If a mineral breaks along a flat plane, it is said to possess a cleavage, if it breaks with an irregular surface, it is said to show a fracture. Thus the cleavage may be defined as the tendency of a mineral to break more easily with smooth surfaces along planes of weak bonding. Hence cleavage is the property, which is related to the atomic arrangement within the mineral. Because the cleavage always occurs parallel to a possible crystal face, it is designated in terms of crystal face to which it lies parallel, such as cubic, octahedral, prismatic, basal, and so on. k For example, galena has cubic cleavage, fluorite has octahedral cleavage, mica has basal cleavage, and calcite has rhombohedral cleavage.

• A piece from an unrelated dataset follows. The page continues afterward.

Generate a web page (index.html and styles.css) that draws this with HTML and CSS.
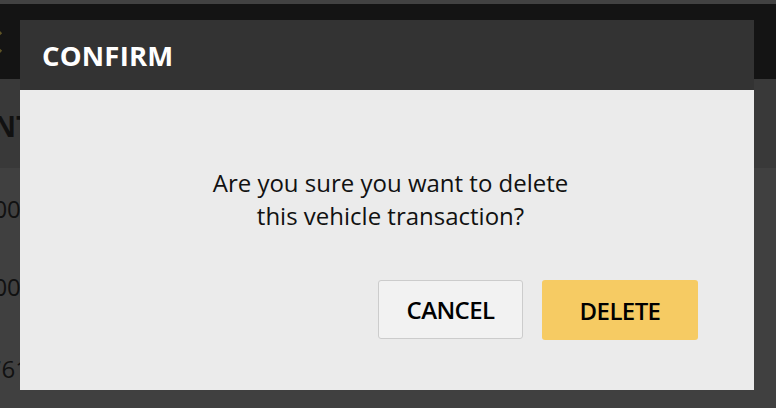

Depending on the ease with which a crystal cleaves and the perfection of the surface obtained, the cleavage is classified as perfect, good, poor, and indistinct. Examples of minerals, which show perfect cleavage are mica, galena, calcite, and fluorite. Quartz has no cleavage at all.

(7). Fractures:

Minerals, which do not exhibit cleavage, break with an irregular surface. The nature of this broken surface is called ”fracture”. In case of fractures, the breaking should be in any other direction than the cleavage. Unlike the cleavage, the fracture does not produce a smooth surface. The common types of fractures are as follow:

  1. Conchoidal Fracture: It is a curved fracture surface showing concentric lines like a shell. Quartz and glass show conchoidal fractures.
  2. Even fracture: It is a fracture surface, which is almost flat. Flint shows even fractures.
  3. Uneven fracture: It is a fracture surface, which is irregular and rough. A large number of minerals show uneven fractures.
  4. Hackly fracture: It is a fracture surface, which is rough with sharp and jagged points. Native metals show a hackly fracture.

(8). Odor:

Some minerals give a characteristic smell, when rubber, breathed upon or heated up. The chief types of orders are as follow:

  1. Arsenical: The arsenical odor is like the smell of garlic. Orpiment or other arsenic minerals give an arsenical odor.
  2. Sulfurous: This order is like the order of burning sulfur. Pyrite gives a sulfurous odor.
  3. Argillaceous Odor: This order is like the order of clay. Kaolin gives an argillaceous odor.

(9). Feel:

Feel is the sensation upon touching or handling a mineral. The different types of feel are greasy, soapy, rough, and harsh. An example of a greasy feel is talc, that of soapy is kaoline, and that of rough is bauxite.

(10). Tenacity:

The tenacity of a mineral denotes the degree or character of cohesion. Tenacity is classified as follows:

  1. Sectile: Minerals, which may be cut with knife, but slices are not malleable.
  2. Malleable: Minerals, which flatten under hammer.
  3. Flexible: Minerals, which may be bent.
  4. Elastic: Minerals that spring back after bending.
  5. Brittle: Minerals, which break easily on bending.
  6. Friable: Minerals, which crumble easily.
  7. Pulverulent: Minerals, which are powdery and have little or no cohesion, e.g. clay or chalk.

(11). Fluorescence:

Some minerals when exposed to light or ultraviolet light, produce a colour quite different their own. Thus green or colourless flourite shows a blue or purple colour in ultraviolet light. This property of minerals is known as ”fluorescence”. The other minerals, which often show fluorescence are calcite and scheelite.

(12). Phosphorescence:

Some minerals glow and emit light when they are placed in ultraviolet light or certain other electrical radiations. The glow induced in the mineral may continue for few seconds, or minutes, after the removal of the cause. This property of minerals is called Phosphorescence. The example of minerals, which show phosphorescence are diamond and sphalerite.

(13). Magnetism:

A few minerals are attracted by a magnet. Of these minerals, magnetite and pyrrhotite are the most common examples. The magnetite that possesses attracting power and polarity is called ”Iodestone”.